Example: a scene showing someone sitting quietly. Before cutting to the next scene of a busy office, you fade in the office ambiance — keyboards, phones, background conversation — while still showing the quiet person. Then the visual cuts to the office.
J-cuts create anticipation and smooth the transition into a new environment or energy level. They are widely used in documentary and narrative filmmaking.
How to create J-cuts and L-cuts in Premiere Pro:
In the timeline, unlock the audio and video tracks. Use the Rolling Edit tool (N) to drag the video edit point independently from the audio edit point. Drag the video cut earlier while the audio extends, creating an L-cut. Drag the video cut later while the audio starts earlier, creating a J-cut.
In Final Cut Pro: use the Trim tool on the connection line between clips to slide audio and video edit points independently.
Dissolves and Cross-Dissolves
A dissolve (or cross-dissolve) gradually fades between two clips — one fading out while the other fades in.
Dissolves communicate:
Time passage — a dissolve between two scenes of the same location signals that time has elapsed between them. Two shots of a person at a desk: hard cut means the same moment; dissolve suggests hours have passed.
Emotional transition — moving from one emotional state to another. A scene of grief dissolving into a scene of acceptance. A tense confrontation dissolving into quiet aftermath.
Memory and dream sequences — dissolves are conventionally associated with imagination, memory, and non-present time.
When not to use dissolves:
Do not use dissolves as a default transition for routine cuts between talking-head clips. Dissolves applied to normal jump cuts create an awkward blurring effect rather than a smooth transition — the viewer sees two overlapping frames of the same person in slightly different positions.
Do not dissolve between action shots (sports, movement, fast-paced sequences). Dissolves slow down energy; action sequences need hard cuts.
The dissolve is a specific storytelling tool.

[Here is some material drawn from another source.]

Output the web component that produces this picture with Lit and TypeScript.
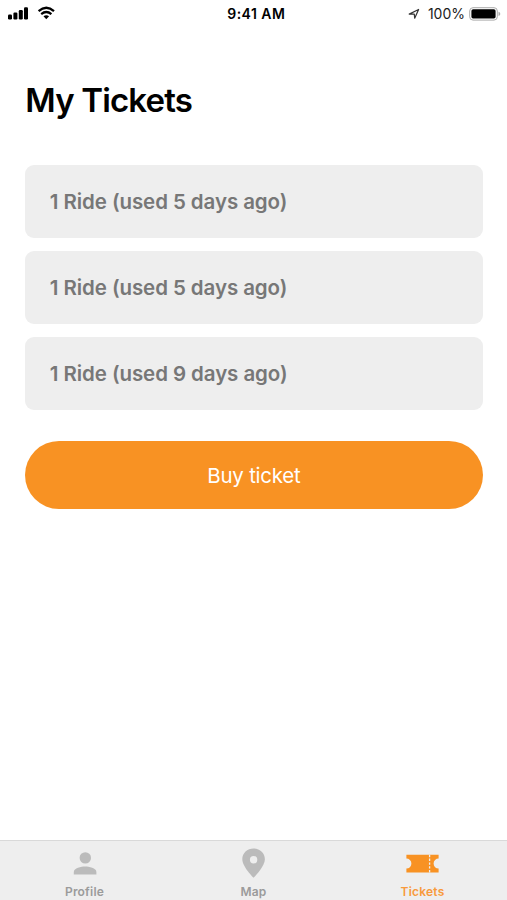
import { LitElement, html, css } from "lit";
import { customElement } from "lit/decorators.js";

const rides = ["5 days ago", "5 days ago", "9 days ago"];

@customElement("app-root")
export class AppRoot extends LitElement {
  static styles = css`
    :host {
      display: flex;
      flex-direction: column;
      height: 900px;
      box-sizing: border-box;
      background: #fff;
      color: #000;
      font-family: Inter, "Liberation Sans", sans-serif;
      overflow: hidden;
    }
    svg { display: block; flex: none; }
    .status {
      display: grid;
      grid-template-columns: 1fr auto 1fr;
      align-items: center;
      height: 27px;
      padding: 0 6px 0 8px;
    }
    .left { display: flex; }
    .time { padding-left: 3.5px; font-size: 14px; font-weight: 600; letter-spacing: 0.45px; line-height: 27px; }
    .right {
      display: flex;
      justify-content: flex-end;
      align-items: center;
      color: #1c1c1c;
      font-size: 14px;
      line-height: 27px;
      letter-spacing: 0;
    }
    .pct { margin: 0 4px 0 8px; }
    .main { flex: 1; padding: 0 24.5px 0 25.3px; }
    h1 { margin: 52px 0 0; font-size: 33px; line-height: 42px; font-weight: 600; letter-spacing: -0.84px; }
    .list { display: flex; flex-direction: column; gap: 13px; margin-top: 44px; }
    .ticket {
      height: 73px;
      box-sizing: border-box;
      padding-left: 24.5px;
      border-radius: 9px;
      background: #eee;
      color: #777;
      font-size: 20.5px;
      font-weight: 600;
      line-height: 74px;
      letter-spacing: -0.08px;
    }
    .buy {
      display: block;
      width: 100%;
      height: 68px;
      margin-top: 31px;
      padding: 0;
      border: 0;
      border-radius: 34px;
      background: #f89223;
      color: #fff;
      font: 400 20.5px/69px Inter, sans-serif;
      letter-spacing: -0.25px;
    }
    .tabs {
      display: grid;
      grid-template-columns: repeat(3, 1fr);
      height: 60px;
      box-sizing: border-box;
      border-top: 1px solid #d9d9d9;
      background: #eee;
      color: #9b9b9b;
    }
    .tab { display: flex; flex-direction: column; align-items: center; padding-top: 6px; }
    .tab svg { fill: #bbb; }
    .label { margin-top: 3px; font-size: 12px; line-height: 16px; font-weight: 600; letter-spacing: 0.2px; }
    .active { color: #f89a3c; }
    .active svg { fill: #f89223; }
  `;

  render() {
    return html`
      <div class="status">
        <div class="left">
          <svg width="50" height="27" viewBox="0 0 50 27">
            <rect x="0" y="14.5" width="4" height="5" rx="1.2" />
            <rect x="5.4" y="12.5" width="4" height="7" rx="1.2" />
            <rect x="10.8" y="10" width="4" height="9.5" rx="1.2" />
            <rect x="16" y="7.3" width="4" height="12.2" rx="1.2" />
            <path d="M30.6 11.1Q38.3 4.5 46 11.1" fill="none" stroke="#000" stroke-width="2.3" />
            <path d="M33.2 14.1Q38.3 9.9 43.4 14.1" fill="none" stroke="#000" stroke-width="2.2" />
            <path d="M35.5 16.2Q38.3 14.2 41.1 16.2L38.3 19.3z" />
          </svg>
        </div>
        <div class="time">9:41 AM</div>
        <div class="right">
          <svg width="12" height="12" viewBox="0 0 12 12">
            <path d="M1.2 6.1 10.6 1.5 6.7 10.2 6.3 6.2z" fill="none" stroke="#333" stroke-width="1.2" stroke-linejoin="round" />
          </svg>
          <span class="pct">100%</span>
          <svg width="32" height="14" viewBox="0 0 32 14">
            <rect x=".7" y=".7" width="27.6" height="12.4" rx="3.3" fill="#fff" stroke="#aaa" stroke-width="1" />
            <rect x="2.4" y="2.3" width="24.2" height="9.2" rx="1.7" />
            <path d="M29.5 4.7q1.8.6 1.8 2.2t-1.8 2.2z" fill="#aaa" />
          </svg>
        </div>
      </div>
      <div class="main">
        <h1>My Tickets</h1>
        <div class="list">
          ${rides.map((when) => html`<div class="ticket">1 Ride (used ${when})</div>`)}
        </div>
        <button class="buy">Buy ticket</button>
      </div>
      <nav class="tabs">
        <div class="tab">
          <svg width="34" height="34" viewBox="0 0 34 34">
            <circle cx="17.3" cy="10.9" r="5.7" />
            <path d="M5.8 27.5v-2.6c0-3.7 7.4-5.4 11.3-5.4s11.3 1.7 11.3 5.4v2.6z" />
          </svg>
          <span class="label">Profile</span>
        </div>
        <div class="tab">
          <svg width="34" height="34" viewBox="0.4 0 34 34">
            <path fill-rule="evenodd" d="M17 1.5C10.6 1.5 5.7 6.2 5.7 12.2 5.7 19.7 17 30.7 17 30.7S28.3 19.7 28.3 12.2C28.3 6.2 23.4 1.5 17 1.5zM17 9a3.7 3.7 0 1 1 0 7.4A3.7 3.7 0 0 1 17 9z" />
          </svg>
          <span class="label">Map</span>
        </div>
        <div class="tab active">
          <svg width="34" height="34" viewBox="0.4 0 34 34">
            <path d="M.8 7.8H33v3.8a5 5 0 0 0 0 10v3.8H.8v-3.8a5 5 0 0 0 0-10z" />
            <path d="M24 7.8v17.6" stroke="#eee" stroke-width="1.3" stroke-dasharray="2.4 1.4" />
          </svg>
          <span class="label">Tickets</span>
        </div>
      </nav>
    `;
  }
}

Use it for what it communicates, not as a default filler between cuts.
Wipe Transitions
Wipe transitions move from one clip to another via a line, shape, or pattern that slides across the frame — the new clip "wipes in" over the previous one.
Hard wipes (no softness) and iris wipes (circular) are associated with classic and retro aesthetics. They feel self-conscious and stylized in modern content.
L-wipes and horizontal wipes can work for content that uses a visual direction as a narrative device: moving forward (wipe right), moving back in time (wipe left), or transitioning between parallel storylines.
For most creators, wipes are best avoided except in intentionally stylized or retro contexts. They date content quickly and call attention to the editing.
Zoom Transitions and Whip Pans
Zoom transitions (the camera appears to zoom rapidly into or out of a scene) and whip pans (a fast pan that blurs across a frame) have been extremely popular in YouTube content, travel vlogs, and social media video.
Done well, they add energy and momentum to dynamic content. Done poorly, they become visual noise.
When zoom transitions work:
High-energy travel content where physical movement and change is the subject. Action and sports content. Short-form social media content where visual energy is expected.
When they do not work:
Tutorial or educational content where the visual energy distracts from the information. Interview or talking-head content. Any content where the viewer needs to focus on what is being said rather than what is happening visually.
The oversaturation problem:
Zoom transitions became so prevalent in 2020-2023 YouTube that they now feel generic rather than dynamic. The same transition that once signaled high production value now signals a specific era of YouTube aesthetics. Consider whether you are using them because they serve your content or because they are a default.
Match Cuts: The Most Impressive Editing Technique
A match cut connects two shots through a shared visual, conceptual, or motion element. The cut feels inevitable and satisfying because the connection creates meaning.
Types of match cuts:
Shape match — two shots containing the same or similar shape: a circular clock transitioning to a circular aerial shot of a roundabout. The eye follows the shape from one clip to the next seamlessly.
Motion match — two shots where a motion continues across the cut: a person reaching forward to shake a hand cuts to a different person reaching forward to push a button. The motion carries across the edit.
Screen-line match — cutting between two shots where the character's eyeline or direction of movement remains consistent. Violating the 180-degree rule creates a disorienting match-cut-gone-wrong.
Conceptual match — two shots connected by meaning rather than visual similarity: a heavy door slamming cutting to a book being slammed shut.
Planning match cuts:
Match cuts require intentional filming. You cannot create a compelling shape match without two shots that actually share the shape. Before filming, identify opportunities for match cuts and capture the specific shots that will enable them.
In the edit, look for matching elements in your existing footage. Often a match cut opportunity reveals itself when you notice two clips have an element in common that you did not plan for — a lucky find worth using.
Building a Transition Philosophy for Your Channel
Consistent, intentional transition choices become part of your visual brand. Viewers recognize them, even if they cannot articulate why.
Questions to develop your philosophy:
What is the dominant tone of my content? (Fast-paced and energetic vs. calm and thoughtful — each has different transition languages)
What pacing do I want? (Rapid cuts for high energy, slower cuts with more b-roll for depth and immersion)
What do I want viewers to focus on? (If the information is the priority, transitions should be invisible. If the experience is the priority, transitions can be expressive)
What are my reference videos? (Watch the channels you admire and pay attention to their transition choices. This is the fastest way to develop taste for what works in your niche)
The answer to "what transition should I use here" is almost always: the one the viewer will not notice. And the one they will not notice is almost always the one that serves the story rather than the editor's desire to show craft.
Invisible craft is the hardest kind to develop and the most impressive kind to have.